- [GIVEN INSTRUCTION]:
Search the listing below for the string "this" and copy every line where it occurs.

======== INFORMATION GIVEN

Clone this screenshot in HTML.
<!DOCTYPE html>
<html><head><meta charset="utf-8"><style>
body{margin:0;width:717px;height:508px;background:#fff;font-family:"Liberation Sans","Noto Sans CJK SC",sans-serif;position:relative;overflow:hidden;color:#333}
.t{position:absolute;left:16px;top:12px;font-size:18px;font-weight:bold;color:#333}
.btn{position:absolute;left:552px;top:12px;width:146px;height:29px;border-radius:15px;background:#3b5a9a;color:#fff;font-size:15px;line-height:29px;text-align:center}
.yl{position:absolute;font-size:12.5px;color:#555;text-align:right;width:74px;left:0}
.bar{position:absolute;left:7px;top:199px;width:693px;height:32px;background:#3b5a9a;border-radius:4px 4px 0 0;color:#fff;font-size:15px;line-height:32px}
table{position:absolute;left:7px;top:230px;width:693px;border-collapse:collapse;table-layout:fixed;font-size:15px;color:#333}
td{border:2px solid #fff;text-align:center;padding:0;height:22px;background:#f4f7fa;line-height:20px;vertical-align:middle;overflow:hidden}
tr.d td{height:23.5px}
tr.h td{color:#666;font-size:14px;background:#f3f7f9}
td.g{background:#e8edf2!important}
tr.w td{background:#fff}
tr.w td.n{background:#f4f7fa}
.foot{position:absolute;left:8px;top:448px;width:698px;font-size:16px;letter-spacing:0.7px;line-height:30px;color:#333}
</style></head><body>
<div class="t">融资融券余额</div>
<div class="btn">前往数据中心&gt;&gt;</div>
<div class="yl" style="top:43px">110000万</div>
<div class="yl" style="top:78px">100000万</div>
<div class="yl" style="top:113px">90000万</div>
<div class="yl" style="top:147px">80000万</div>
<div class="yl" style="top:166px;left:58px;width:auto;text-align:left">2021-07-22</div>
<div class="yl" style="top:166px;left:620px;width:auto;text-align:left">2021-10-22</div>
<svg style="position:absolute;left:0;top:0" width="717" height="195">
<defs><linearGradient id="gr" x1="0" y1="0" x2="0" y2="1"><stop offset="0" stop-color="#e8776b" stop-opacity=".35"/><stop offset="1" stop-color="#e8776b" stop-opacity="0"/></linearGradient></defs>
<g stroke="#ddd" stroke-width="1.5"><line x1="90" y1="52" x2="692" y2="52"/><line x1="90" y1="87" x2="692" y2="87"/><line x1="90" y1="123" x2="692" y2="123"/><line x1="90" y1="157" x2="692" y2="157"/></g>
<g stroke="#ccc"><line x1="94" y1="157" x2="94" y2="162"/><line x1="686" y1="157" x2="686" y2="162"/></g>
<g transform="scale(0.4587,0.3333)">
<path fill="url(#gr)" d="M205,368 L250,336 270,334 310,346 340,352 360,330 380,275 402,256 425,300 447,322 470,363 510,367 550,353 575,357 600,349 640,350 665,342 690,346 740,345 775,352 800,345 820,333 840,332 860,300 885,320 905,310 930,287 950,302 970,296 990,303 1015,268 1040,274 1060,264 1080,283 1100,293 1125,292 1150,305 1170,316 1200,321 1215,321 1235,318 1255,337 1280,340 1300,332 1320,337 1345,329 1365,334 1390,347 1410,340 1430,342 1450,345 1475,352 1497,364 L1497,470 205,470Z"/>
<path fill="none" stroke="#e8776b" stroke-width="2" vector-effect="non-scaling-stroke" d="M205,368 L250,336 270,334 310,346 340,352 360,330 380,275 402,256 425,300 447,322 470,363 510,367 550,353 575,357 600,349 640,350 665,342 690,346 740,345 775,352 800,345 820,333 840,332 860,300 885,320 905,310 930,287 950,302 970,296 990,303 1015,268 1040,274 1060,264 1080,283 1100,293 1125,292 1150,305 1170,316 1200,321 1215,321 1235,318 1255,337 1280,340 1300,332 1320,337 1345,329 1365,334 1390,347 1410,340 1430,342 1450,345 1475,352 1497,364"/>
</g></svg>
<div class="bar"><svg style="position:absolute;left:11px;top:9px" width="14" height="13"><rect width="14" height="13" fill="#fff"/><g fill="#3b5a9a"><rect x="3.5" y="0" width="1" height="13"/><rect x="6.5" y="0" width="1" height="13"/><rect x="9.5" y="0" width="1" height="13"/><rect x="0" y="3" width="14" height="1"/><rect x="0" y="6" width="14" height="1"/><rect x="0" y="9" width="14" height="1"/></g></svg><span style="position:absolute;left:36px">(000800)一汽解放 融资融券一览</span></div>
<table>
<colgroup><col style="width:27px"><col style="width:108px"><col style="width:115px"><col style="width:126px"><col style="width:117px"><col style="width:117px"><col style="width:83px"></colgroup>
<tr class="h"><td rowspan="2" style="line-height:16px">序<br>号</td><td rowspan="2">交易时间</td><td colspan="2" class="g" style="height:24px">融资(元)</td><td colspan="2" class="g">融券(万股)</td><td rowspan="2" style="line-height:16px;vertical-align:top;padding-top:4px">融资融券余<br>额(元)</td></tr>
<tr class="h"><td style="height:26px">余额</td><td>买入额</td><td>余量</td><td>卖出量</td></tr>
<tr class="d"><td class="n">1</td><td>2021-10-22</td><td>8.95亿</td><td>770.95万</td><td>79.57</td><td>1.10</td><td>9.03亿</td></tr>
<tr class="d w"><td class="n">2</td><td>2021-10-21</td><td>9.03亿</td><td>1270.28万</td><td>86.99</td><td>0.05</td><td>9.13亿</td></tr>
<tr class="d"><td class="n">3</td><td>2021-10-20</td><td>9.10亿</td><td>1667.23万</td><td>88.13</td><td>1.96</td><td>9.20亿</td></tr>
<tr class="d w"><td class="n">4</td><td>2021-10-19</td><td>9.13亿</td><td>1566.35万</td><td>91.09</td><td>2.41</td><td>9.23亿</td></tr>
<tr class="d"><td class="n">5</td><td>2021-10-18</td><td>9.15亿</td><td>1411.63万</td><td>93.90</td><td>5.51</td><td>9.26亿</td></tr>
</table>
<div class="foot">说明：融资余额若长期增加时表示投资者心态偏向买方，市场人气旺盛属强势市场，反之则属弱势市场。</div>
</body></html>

================
======== INFORMATION GIVEN

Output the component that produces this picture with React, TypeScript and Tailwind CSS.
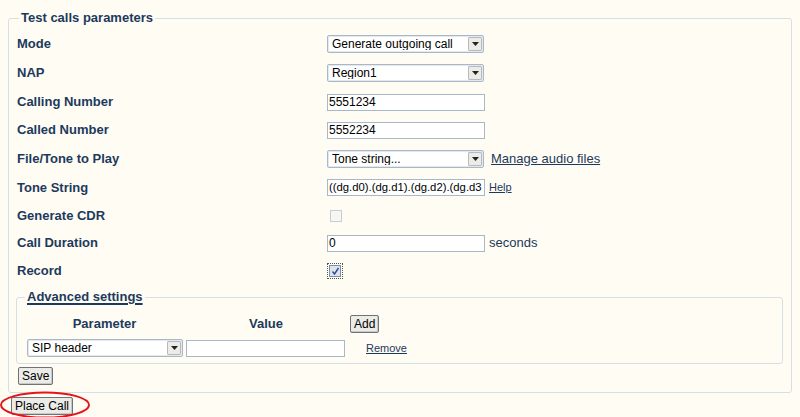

================

- [OUTPUT OF THE EXERCISE]:
Clone this screenshot in HTML.
Output the component that produces this picture with React, TypeScript and Tailwind CSS.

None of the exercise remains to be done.